There have been extremely encouraging changes in the world; many in the United States; many among Americans.

First and most importantly of all, there are serious cracks appearing in Americans' wall of ultra-nationalism.  The cult of soldier worship remains strong, of course, but at home, the worship of police, the agents of state power and control, is seriously eroding.

Americans are realizing that daily police shootings of unarmed citizens is a reality that has only recently been brought to public attention; largely through the ubiquity of cell phones, which permit anyone with the presence of mind to capture these incidents on video and make them public.  These things happen, every day, but in most cases they are buried, concealed, covered-up.  People know this, now.

I tried to explain America's gun culture to Canadians, who are absolutely baffled by it ... and the fear and insecurity it evidences.  Canadians simply don't understand the mindset of those who live in a continuous state of fear in their own homes, communities, and streets.  That's just not Canadian.

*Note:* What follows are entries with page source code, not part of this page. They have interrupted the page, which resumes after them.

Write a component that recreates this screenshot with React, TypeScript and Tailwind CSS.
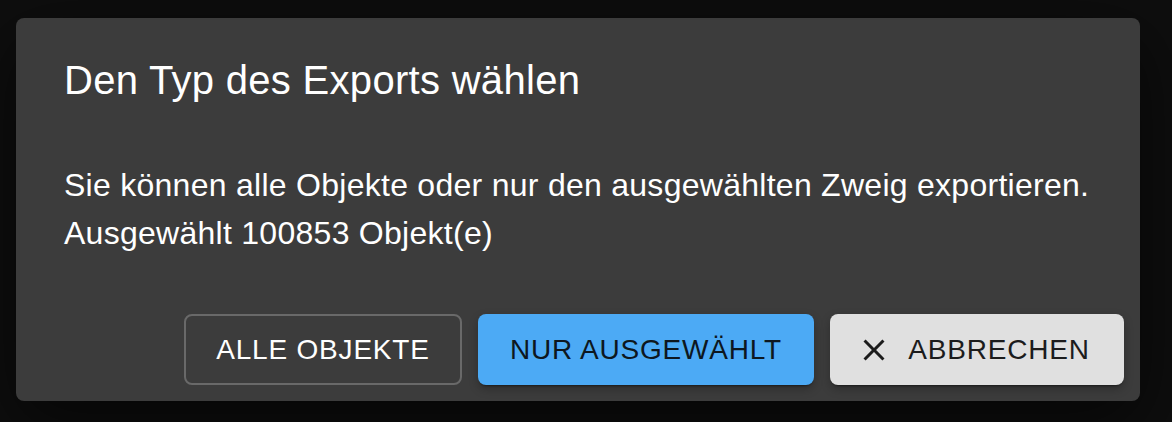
import React from 'react';

const font = { fontFamily: '"Liberation Sans", Arial, Helvetica, sans-serif' };

const CloseIcon = () => (
  <svg className="w-9 h-9" viewBox="0 0 24 24" fill="currentColor">
    <path d="M19 6.41 17.59 5 12 10.59 6.41 5 5 6.41 10.59 12 5 17.59 6.41 19 12 13.41 17.59 19 19 17.59 13.41 12z" />
  </svg>
);

const ExportDialog: React.FC = () => {
  return (
    <div className="w-[1124px] h-[383px] bg-[#3c3c3c] rounded-lg shadow-[0_22px_70px_rgba(0,0,0,0.6)] flex flex-col text-white">
      {/* Title */}
      <h2 className="pt-[30px] px-12 text-[40px] leading-[64px] tracking-[0.3px] font-normal">
        Den Typ des Exports wählen
      </h2>

      {/* Content */}
      <p className="mt-[49px] px-12 text-[32px] leading-[48px] tracking-[0.27px]">
        Sie können alle Objekte oder nur den ausgewählten Zweig exportieren.
        <br />
        Ausgewählt 100853 Objekt(e)
      </p>

      {/* Actions */}
      <div className="mt-[57px] pr-4 flex justify-end gap-4">
        <button className="w-[278px] h-[71px] rounded-lg border-2 border-[#696969] text-white text-[28px] tracking-[0.8px] uppercase flex items-center justify-center">
          Alle Objekte
        </button>
        <button className="w-[336px] h-[71px] rounded-lg bg-[#4caaf5] text-[#0d1720] text-[28px] tracking-[0.8px] uppercase flex items-center justify-center shadow-[0_3px_2px_-2px_rgba(0,0,0,0.4),0_4px_10px_rgba(0,0,0,0.25)]">
          Nur ausgewählt
        </button>
        <button className="w-[294px] h-[71px] rounded-lg bg-[#e0e0e0] text-[#1c1c1c] text-[28px] tracking-[0.8px] uppercase flex items-center justify-center shadow-[0_3px_2px_-2px_rgba(0,0,0,0.4),0_4px_10px_rgba(0,0,0,0.25)]">
          <span className="-ml-2 mr-4 flex">
            <CloseIcon />
          </span>
          Abbrechen
        </button>
      </div>
    </div>
  );
};

export default function App() {
  return (
    <div className="w-[1172px] h-[422px] bg-[#0e0e0e] pl-4 pt-[18px] overflow-hidden" style={font}>
      <ExportDialog />
    </div>
  );
}
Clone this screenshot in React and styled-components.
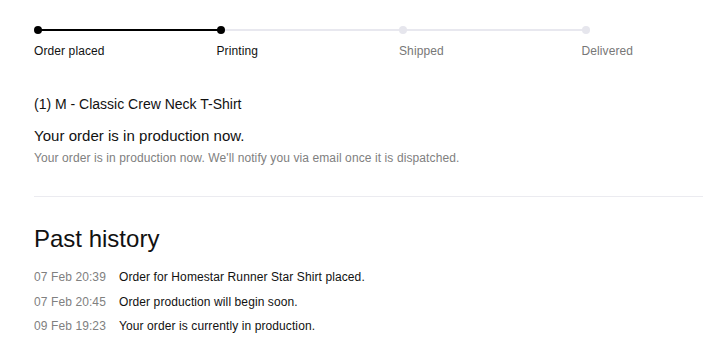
import styled, { createGlobalStyle } from "styled-components";

const GlobalStyle = createGlobalStyle`
  body {
    margin: 0;
    background: #fff;
    font-family: "Liberation Sans", Arial, sans-serif;
    color: #111;
    overflow: hidden;
  }
`;

const Page = styled.div`
  padding: 26px 0 0 34px;
  letter-spacing: 0.1px;
`;

const Stepper = styled.div`
  display: flex;
`;

const Step = styled.div`
  position: relative;
  width: ${({ $last }) => ($last ? "auto" : "182.5px")};
  flex-shrink: 0;
`;

const Track = styled.div`
  position: relative;
  height: 8px;
`;

const Line = styled.div`
  position: absolute;
  left: 4px;
  right: -4px;
  top: 3px;
  height: 2px;
  background: ${({ $done }) => ($done ? "#000" : "#e8e8ef")};
`;

const Dot = styled.div`
  position: absolute;
  left: 0;
  top: 0;
  width: 8px;
  height: 8px;
  border-radius: 50%;
  background: ${({ $done }) => ($done ? "#000" : "#e6e6ed")};
`;

const StepLabel = styled.div`
  margin-top: 10px;
  font-size: 12px;
  line-height: 14px;
  color: ${({ $done }) => ($done ? "#111" : "#777")};
`;

const Product = styled.div`
  margin-top: 37px;
  font-size: 14px;
  line-height: 18px;
  letter-spacing: 0;
`;

const StatusTitle = styled.div`
  margin-top: 14px;
  font-size: 15px;
  line-height: 18px;
  letter-spacing: 0.03px;
`;

const StatusText = styled.div`
  margin-top: 6px;
  font-size: 12px;
  line-height: 14px;
  color: #808080;
`;

const Divider = styled.hr`
  border: 0;
  border-top: 1px solid #ebebf0;
  margin: 31px 0 0;
`;

const Heading = styled.h2`
  margin: 28px 0 0;
  font-size: 24px;
  font-weight: normal;
  line-height: 28px;
  letter-spacing: 0;
`;

const History = styled.div`
  margin-top: 12px;
  display: flex;
  flex-direction: column;
`;

const Row = styled.div`
  display: flex;
  font-size: 12px;
  line-height: 24.5px;
`;

const Time = styled.span`
  width: 85px;
  color: #808080;
`;

const Event = styled.span`
  color: #111;
`;

const steps = [
  { label: "Order placed", done: true, lineDone: true },
  { label: "Printing", done: true, lineDone: false },
  { label: "Shipped", done: false, lineDone: false },
  { label: "Delivered", done: false, lineDone: null },
];

const history = [
  ["07 Feb 20:39", "Order for Homestar Runner Star Shirt placed."],
  ["07 Feb 20:45", "Order production will begin soon."],
  ["09 Feb 19:23", "Your order is currently in production."],
];

export default function App() {
  return (
    <Page>
      <GlobalStyle />
      <Stepper>
        {steps.map((s) => (
          <Step key={s.label} $last={s.lineDone === null}>
            <Track>
              {s.lineDone !== null && <Line $done={s.lineDone} />}
              <Dot $done={s.done} />
            </Track>
            <StepLabel $done={s.done}>{s.label}</StepLabel>
          </Step>
        ))}
      </Stepper>
      <Product>(1) M - Classic Crew Neck T-Shirt</Product>
      <StatusTitle>Your order is in production now.</StatusTitle>
      <StatusText>
        Your order is in production now. We'll notify you via email once it is
        dispatched.
      </StatusText>
      <Divider />
      <Heading>Past history</Heading>
      <History>
        {history.map(([t, e]) => (
          <Row key={t}>
            <Time>{t}</Time>
            <Event>{e}</Event>
          </Row>
        ))}
      </History>
    </Page>
  );
}
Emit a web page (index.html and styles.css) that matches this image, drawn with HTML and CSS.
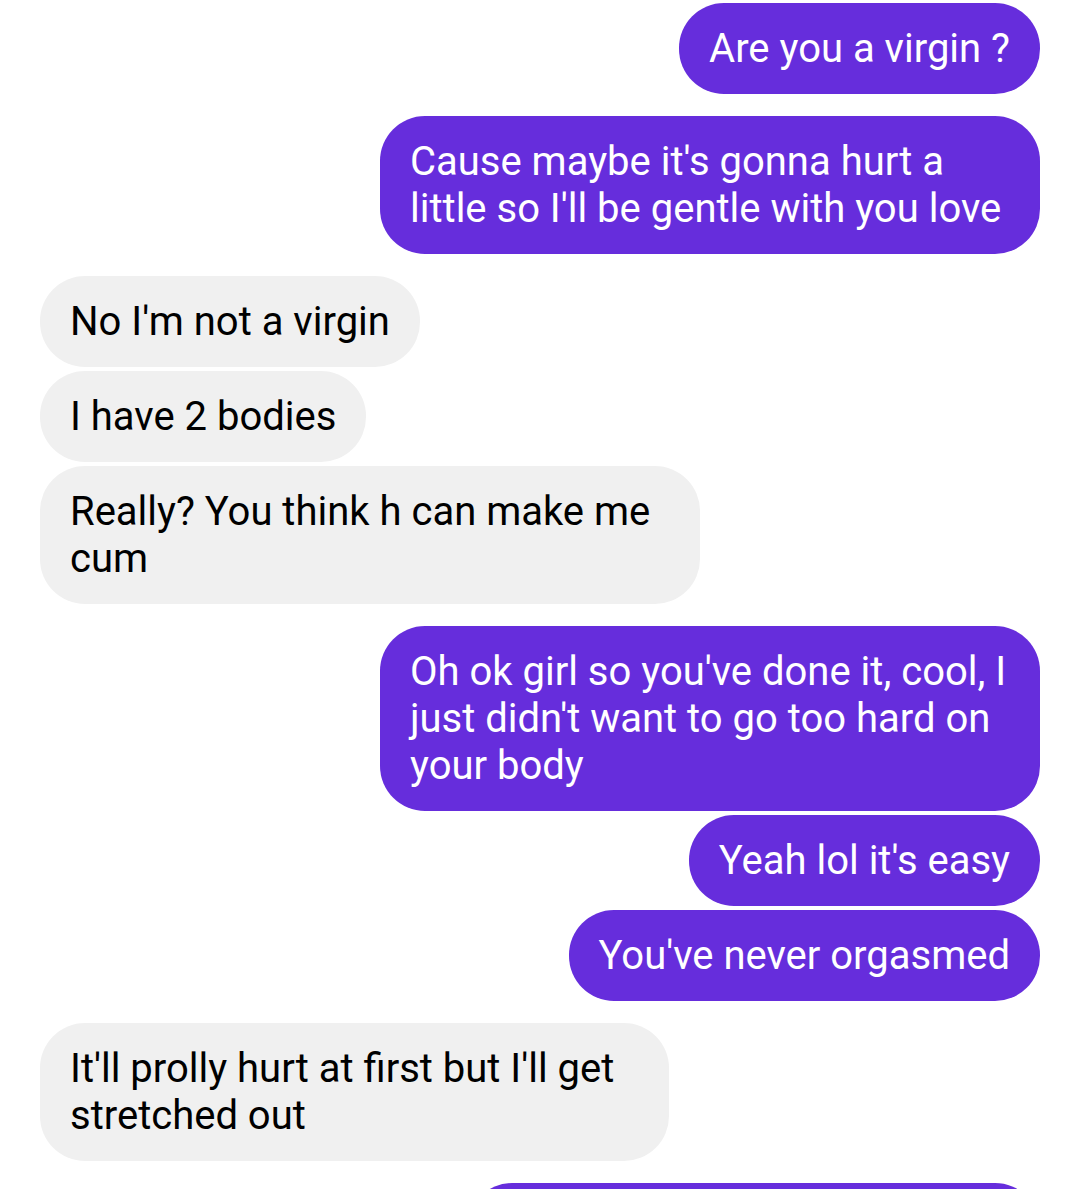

Americans remain an ultra-nationalistic people who continue to view America's over-militarized police forces as "protectors," but that is changing.   And, in my opinion, that change is one of the most important of the last year.  The power of the state, to control lives because they control the media and every aspect of the economy, is eroding.

I'm not saying there's hope for an end to the wars abroad, or the state of fear at home that causes people to relinquish every freedom; every principle, for the empty promises of safety ... I'm just saying that despite that, there are people, in growing numbers, who simply refuse to become part of it.  And I plan to keep my eyes focused on those people; after all, I am surrounded by them.